E che lo faccia non certo un paese di quello che una volta definivamo “del terzo mondo”, che lo faccia paese che ha pagato caro, carissimo il prezzo dell’esposizione all’odio e alle discriminazioni violentissime ed ingiuste di una sola parte quale è stato l’apartheid in Sudafrica, che lo faccia, infine, un paese che ha dato i natali a quello che forse è una delle personalità più rappresentative dell’idea di libertà e democrazia per il mondo occidentale tutto, il Premio Nobel per la Pace Nelson Mandela, devi farci fermare e interrogarci fortemente, con priorità assoluta.

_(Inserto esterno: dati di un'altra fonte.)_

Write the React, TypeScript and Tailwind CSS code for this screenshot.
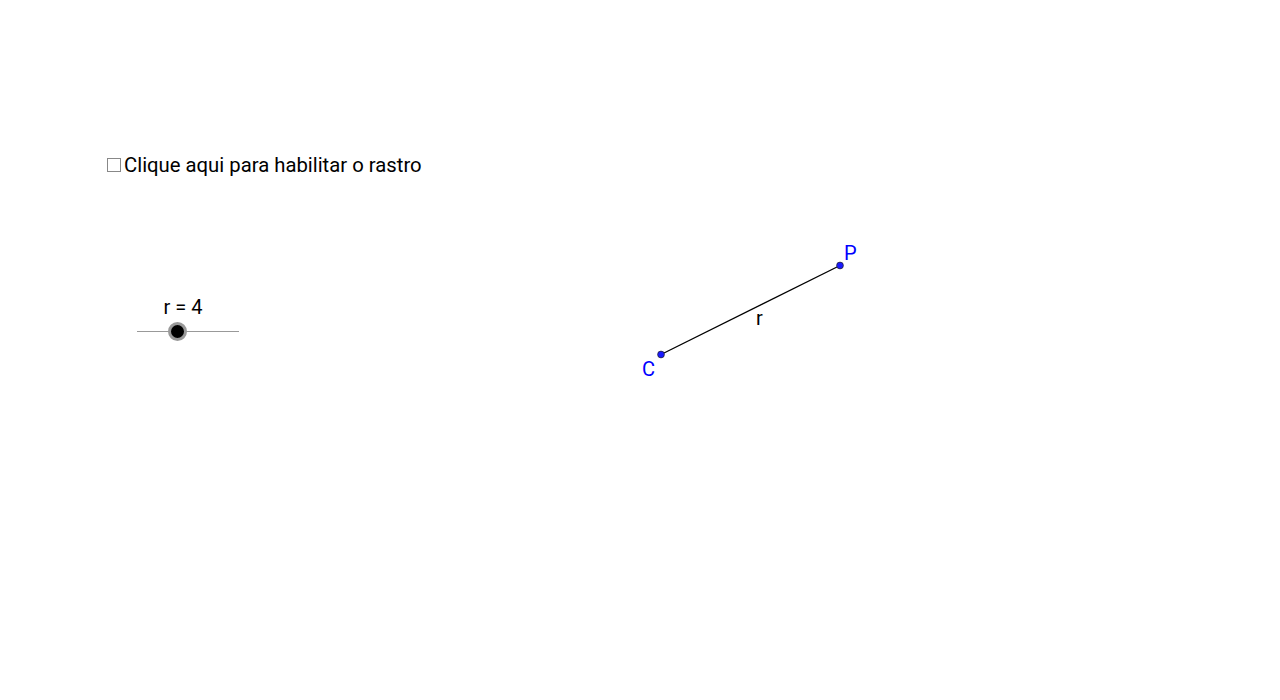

La scelta del Presidente del Sudafrica Cyril Ramaphosa, uscendo dalla Corte di Giustizia Internazionale che ha sede a L’Aia, ha garantito pieno campo di azione, in libertà e sicurezza al Presidente della Federazione Russa Vladimir Putin, su cui pende un mandato di arresto internazionale dal 17 marzo scorso, e che potrà quindi recarsi liberamente a Durban, città tra le principali del Sudafrica, per partecipare al 15esimo meeting dei Paesi BRICS (acronimo dei nomi degli Stati Brasile, Russia, India, Cina e Sudafrica, appunto).
Va detto che, già nel 2016 l’allora Presidente sudafricano Zuma concesse l’immunità di Capo di Stato al Presidente del Sudan Omar al-Bashir, su cui pendeva simile capo d’imputazione, eppure non uscendo dalla giurisdizione della Corte dell’Aia.
E così all’insegna dei noti corsi e ricorsi della storia, Sudan e Sudafrica tornano alla ribalta della attualità: l’uno perché concede di fatto piena immunità e agibilità politica al Capo di Stato del paese oggi nemico di guerra dell’Occidente, e l’altro perché nuovo e già terreno di scontro appunto tra Occidente e Cina in suolo Africa finalmente -da intendersi come “alla fine” e non certo con slancio positivo né ottimista.
Ad aggravandum, pare sia passata troppo in sordina la pericolosa -e, sempre con le lenti della democrazia occidentale, pernicisiosa- dichiarazione dell’ambasciatore della Cina Lu Shaye in Francia: “Per quanto riguarda il diritto internazionale, anche questi Paesi dell’ex Unione Sovietica non hanno, non hanno lo status – come dire? – che sia effettivo nel diritto internazionale, perché non c’è un accordo internazionale che consolidi il loro status di Paese sovrano.”
Apriti cielo, le diplomazie ex-sovietiche oggi in larga parte europeizzate o quanto meno entro la NATO, si sono ribellate alle dichiarazioni di Shaye, che però, per quanto smentite, suonano come la chiara apposizione di una nuova soglia di scontro e conflitto tra idee di Stato e di democrazia nel mondo.
L’idea occidentale della democrazia è appunto una “idea occidentale”, e non di tutto il mondo.
L’idea di “diritto” e di “diritti” di cui siamo eredi e depositari, per quanto ce lo vogliamo, in buona fede, ripetere da secoli, ormai anche millenni, non è in alcun modo l’unica idea di “diritto” e “diritti”. Se non lo sapevamo, beh, oggi non ce lo ripete più “l’Impero del Male” coi baffoni, ma autorevoli sistemi democratici -per quanto autocratici- vengono a dircelo sulle soglie di casa nostra, sulla porta dell’Europa dell’Est, cortile di casa USA, e sul suolo ancora tutto da contendersi dell’Africa.
E noi? Che cosa rispondiamo? Come evolverà, se lo farà, la nostra idea di Stato e quindi di democrazia a queste persistenti picconate?
Ecco, vedete? “Noi Occidente”, siamo tutt’altro che “tutto il mondo”, e nemmeno “il mondo civilizzato”: al contrario siamo soli in un mondo che ha fatto pienamente del progresso e della modernizzazione a tutti i costi i propri mantra capaci oggi di mettere in dubbio il valore della “democrazia all’occidentale”.